Wednesday, October 12, 2011

BOOK REVIEW: The Stranger Beside Me

The Stranger Beside Me by Ann Rule ~ 5/5


Not long ago, true crime writer Ann Rule recalls lying on an operating table. The anesthesiologist leaned over before putting her to sleep. "Ann," the anesthesiologist said softly, "tell me, what was Ted Bundy really like?" Despite meeting Florida's electric chair in 1989, the subject of Rule's bestselling book continues to haunt her. Rule and Bundy were friends. They met in 1971 at a Seattle crisis clinic, where they shared the late shift answering a suicide hotline. Their subsequent conversations, meetings, and letters spanned the rest of Bundy's life as he evolved into one of the century's most notorious serial killers. It's been 20 years since Rule first penned this chilling account. But the story--and her 2000 update--will still have readers reaching for their Xanax. No gratuitous gore here; just the basic, bone-chilling evidence. In fact, like a protective mother shielding us from horrors too awful to mention, Rule seems to avoid delving too deeply into crime scene descriptions.
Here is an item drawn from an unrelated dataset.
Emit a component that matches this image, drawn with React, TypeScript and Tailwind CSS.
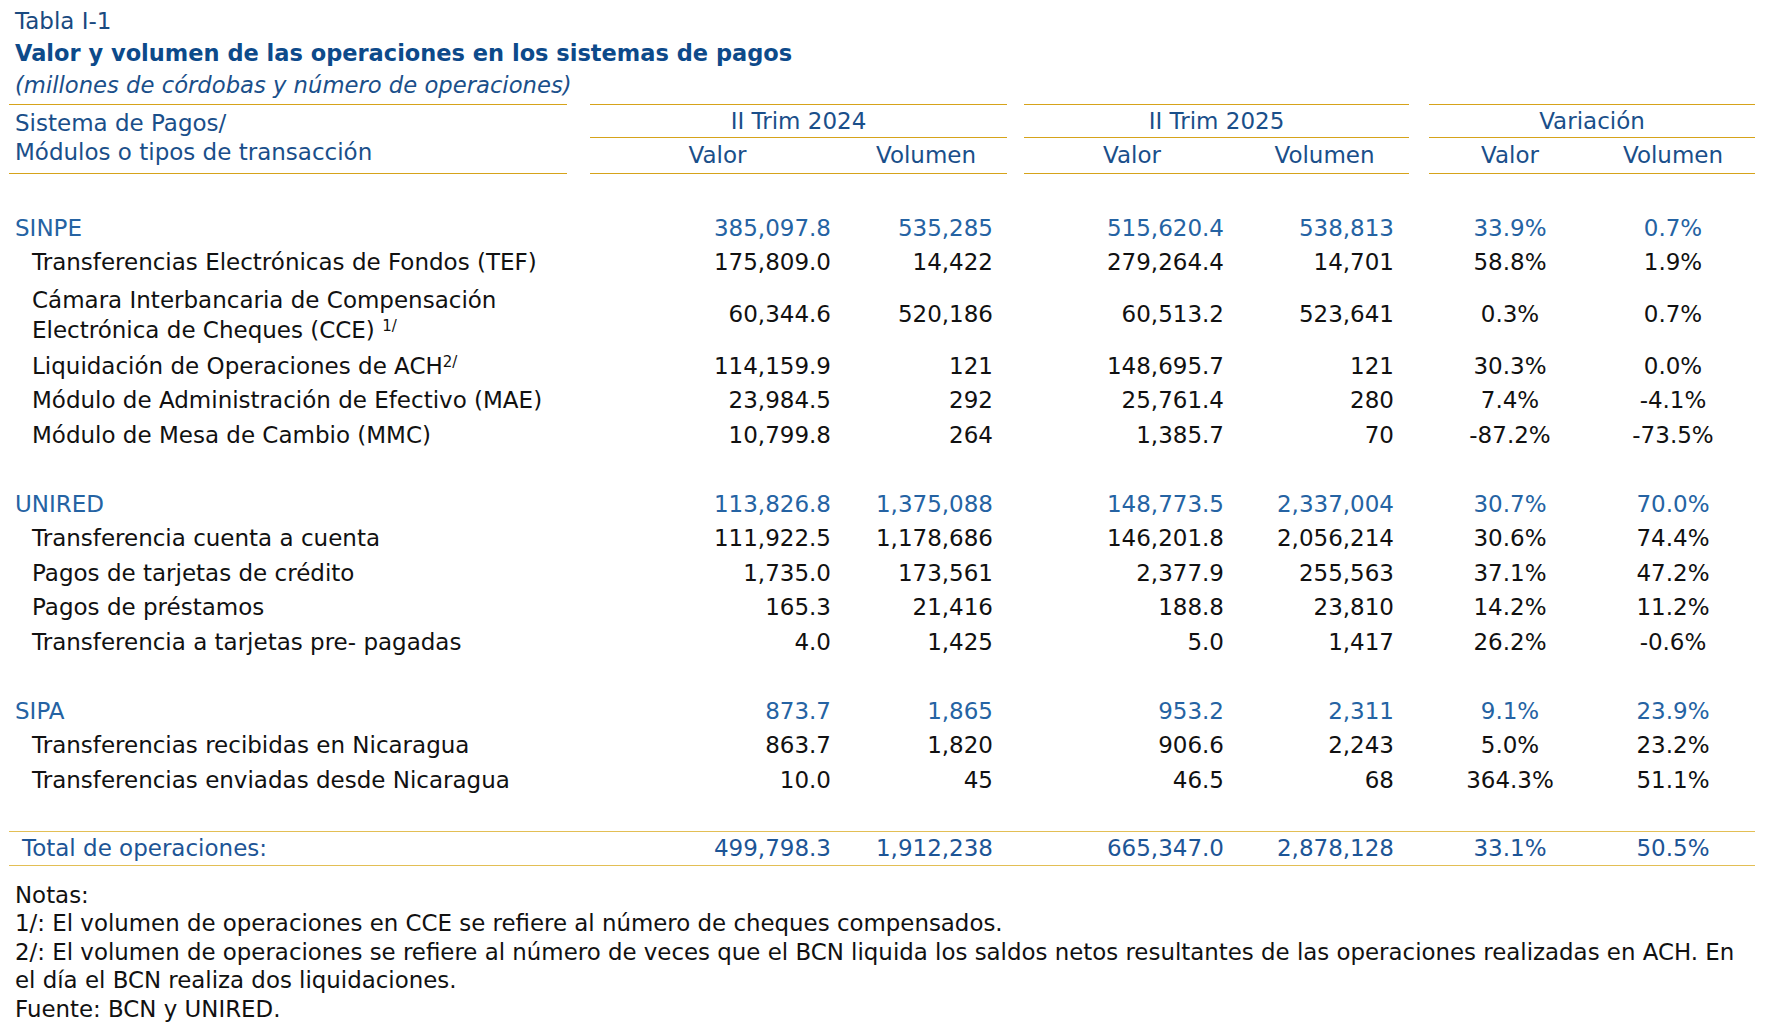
import React from "react";

type Kind = "group" | "item" | "total";

const FONT = { fontFamily: '"DejaVu Sans", Verdana, sans-serif' };

function Cells({ vals, kind }: { vals: string[]; kind: Kind }) {
  const color = kind === "item" ? "text-[#111111]" : kind === "total" ? "text-[#1d5596]" : "text-[#2563a3]";
  return (
    <>
      <div className={`ml-[23px] w-[255px] shrink-0 pr-[14px] text-right ${color}`}>{vals[0]}</div>
      <div className={`w-[162px] shrink-0 pr-[14px] text-right ${color}`}>{vals[1]}</div>
      <div className={`ml-[17px] w-[216px] shrink-0 pr-[16px] text-right ${color}`}>{vals[2]}</div>
      <div className={`w-[169px] shrink-0 pr-[15px] text-right ${color}`}>{vals[3]}</div>
      <div className={`ml-[20px] w-[162px] shrink-0 text-center ${color}`}>{vals[4]}</div>
      <div className={`w-[164px] shrink-0 text-center ${color}`}>{vals[5]}</div>
    </>
  );
}

function Row({ label, vals, kind }: { label: React.ReactNode; vals: string[]; kind: Kind }) {
  const labelCls =
    kind === "group"
      ? "pl-[6px] text-[#2563a3]"
      : kind === "total"
      ? "pl-[13px] text-[#1d5596]"
      : "pl-[23px] text-[#111111]";
  return (
    <div className="flex h-[34.5px] items-center">
      <div className={`w-[558px] shrink-0 whitespace-nowrap ${labelCls}`}>{label}</div>
      <Cells vals={vals} kind={kind} />
    </div>
  );
}

function Spacer() {
  return <div className="h-[34.5px]" />;
}

export default function App() {
  return (
    <div className="min-h-[1033px] w-[1769px] bg-white pl-[9px] pt-[5px] text-[23px] leading-none" style={FONT}>
      {/* Title block */}
      <div className="pl-[6px]">
        <div className="flex h-[32px] items-center text-[#1a4a80]">Tabla I-1</div>
        <div className="flex h-[33px] items-center text-[22.5px] font-bold text-[#0d4a8a]">
          Valor y volumen de las operaciones en los sistemas de pagos
        </div>
        <div className="flex h-[31px] items-center text-[22.7px] italic text-[#1a4f8a]">
          (millones de córdobas y número de operaciones)
        </div>
      </div>

      {/* Header */}
      <div className="mt-[3px] flex text-[#1a4f8a]">
        <div className="h-[70px] w-[558px] shrink-0 border-y-[1.5px] border-[#d6a31a] pl-[6px] pt-[4px] leading-[29px]">
          <div>Sistema de Pagos/</div>
          <div>Módulos o tipos de transacción</div>
        </div>
        <div className="ml-[23px] flex w-[417px] shrink-0 flex-col border-y-[1.5px] border-[#d6a31a]">
          <div className="flex h-[33px] items-center justify-center border-b-[1.5px] border-[#d6a31a]">II Trim 2024</div>
          <div className="flex flex-1 items-center">
            <div className="w-[255px] text-center">Valor</div>
            <div className="w-[162px] text-center">Volumen</div>
          </div>
        </div>
        <div className="ml-[17px] flex w-[385px] shrink-0 flex-col border-y-[1.5px] border-[#d6a31a]">
          <div className="flex h-[33px] items-center justify-center border-b-[1.5px] border-[#d6a31a]">II Trim 2025</div>
          <div className="flex flex-1 items-center">
            <div className="w-[216px] text-center">Valor</div>
            <div className="w-[169px] text-center">Volumen</div>
          </div>
        </div>
        <div className="ml-[20px] flex w-[326px] shrink-0 flex-col border-y-[1.5px] border-[#d6a31a]">
          <div className="flex h-[33px] items-center justify-center border-b-[1.5px] border-[#d6a31a]">Variación</div>
          <div className="flex flex-1 items-center">
            <div className="w-[162px] text-center">Valor</div>
            <div className="w-[164px] text-center">Volumen</div>
          </div>
        </div>
      </div>

      {/* Body */}
      <div className="h-[37px]" />
      <Row kind="group" label="SINPE" vals={["385,097.8", "535,285", "515,620.4", "538,813", "33.9%", "0.7%"]} />
      <Row kind="item" label="Transferencias Electrónicas de Fondos (TEF)" vals={["175,809.0", "14,422", "279,264.4", "14,701", "58.8%", "1.9%"]} />
      <div className="flex h-[69px] items-center">
        <div className="w-[558px] shrink-0 whitespace-nowrap pl-[23px] leading-[30px] text-[#111111]">
          <div>Cámara Interbancaria de Compensación</div>
          <div>
            Electrónica de Cheques (CCE) <sup className="relative -top-[7px] text-[15px]">1/</sup>
          </div>
        </div>
        <Cells kind="item" vals={["60,344.6", "520,186", "60,513.2", "523,641", "0.3%", "0.7%"]} />
      </div>
      <Row
        kind="item"
        label={
          <>
            Liquidación de Operaciones de ACH<sup className="relative -top-[7px] text-[15px]">2/</sup>
          </>
        }
        vals={["114,159.9", "121", "148,695.7", "121", "30.3%", "0.0%"]}
      />
      <Row kind="item" label="Módulo de Administración de Efectivo (MAE)" vals={["23,984.5", "292", "25,761.4", "280", "7.4%", "-4.1%"]} />
      <Row kind="item" label="Módulo de Mesa de Cambio (MMC)" vals={["10,799.8", "264", "1,385.7", "70", "-87.2%", "-73.5%"]} />
      <Spacer />
      <Row kind="group" label="UNIRED" vals={["113,826.8", "1,375,088", "148,773.5", "2,337,004", "30.7%", "70.0%"]} />
      <Row kind="item" label="Transferencia cuenta a cuenta" vals={["111,922.5", "1,178,686", "146,201.8", "2,056,214", "30.6%", "74.4%"]} />
      <Row kind="item" label="Pagos de tarjetas de crédito" vals={["1,735.0", "173,561", "2,377.9", "255,563", "37.1%", "47.2%"]} />
      <Row kind="item" label="Pagos de préstamos" vals={["165.3", "21,416", "188.8", "23,810", "14.2%", "11.2%"]} />
      <Row kind="item" label="Transferencia a tarjetas pre- pagadas" vals={["4.0", "1,425", "5.0", "1,417", "26.2%", "-0.6%"]} />
      <Spacer />
      <Row kind="group" label="SIPA" vals={["873.7", "1,865", "953.2", "2,311", "9.1%", "23.9%"]} />
      <Row kind="item" label="Transferencias recibidas en Nicaragua" vals={["863.7", "1,820", "906.6", "2,243", "5.0%", "23.2%"]} />
      <Row kind="item" label="Transferencias enviadas desde Nicaragua" vals={["10.0", "45", "46.5", "68", "364.3%", "51.1%"]} />
      <div className="h-[33px]" />

      {/* Total */}
      <div className="w-[1746px] border-y-[1.5px] border-[#e3bf55]">
        <div className="flex h-[33px] items-center">
          <div className="w-[558px] shrink-0 whitespace-nowrap pl-[13px] text-[#1d5596]">Total de operaciones:</div>
          <Cells kind="total" vals={["499,798.3", "1,912,238", "665,347.0", "2,878,128", "33.1%", "50.5%"]} />
        </div>
      </div>

      {/* Notes */}
      <div className="mt-[15px] pl-[6px] text-[22.9px] leading-[28.5px] text-[#111111]">
        <div className="whitespace-nowrap">Notas:</div>
        <div className="whitespace-nowrap">1/: El volumen de operaciones en CCE se refiere al número de cheques compensados.</div>
        <div className="whitespace-nowrap">
          2/: El volumen de operaciones se refiere al número de veces que el BCN liquida los saldos netos resultantes de las operaciones realizadas en ACH. En
        </div>
        <div className="whitespace-nowrap">el día el BCN realiza dos liquidaciones.</div>
        <div className="whitespace-nowrap">Fuente: BCN y UNIRED.</div>
      </div>
    </div>
  );
}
She devotes one paragraph in her new afterword to her discovery that Bundy engaged in necrophilia and returned to the scenes of his crimes to "line dead lips and eyes with garish makeup and to put blush on pale cheeks." She tells readers that John Hinckley, who shot Ronald Reagan, and David Berkowitz, the Son of Sam Killer, traded prison correspondences with Bundy. And she hints that Bundy's insatiable killer instincts may have started when he was a 14-year-old paperboy. (Ann Marie Burr, an 8-year-old girl on his route, mysteriously disappeared in the middle of the night and has never been found.) The skimpy update is over too soon, leaving readers wanting more and offering further proof of the public's never-ending fascination with serial killers. --Jodi Mailander Farrell --This text refers to the Hardcover edition.

My thoughts:

This book was extremely long. The actual original book starts off as a 400 pager! The edition I read was from the 1990 update. It adds an additional 100 pages. The book was sort of boring at times, reading all the legal mumbo jumbo, but the story itself was intriguing. I never realized so much about such an infamous serial killer. He was truly a split personality or something. I wouldn't read it again because it is so long & took me over 2 weeks to complete, however, anyone who is interested in learning about crime history should read this. Ted Bundy was a mastermind who really truly thought he did nothing wrong and thought he was going to walk away from it all and go on with his life. Very intriguing book!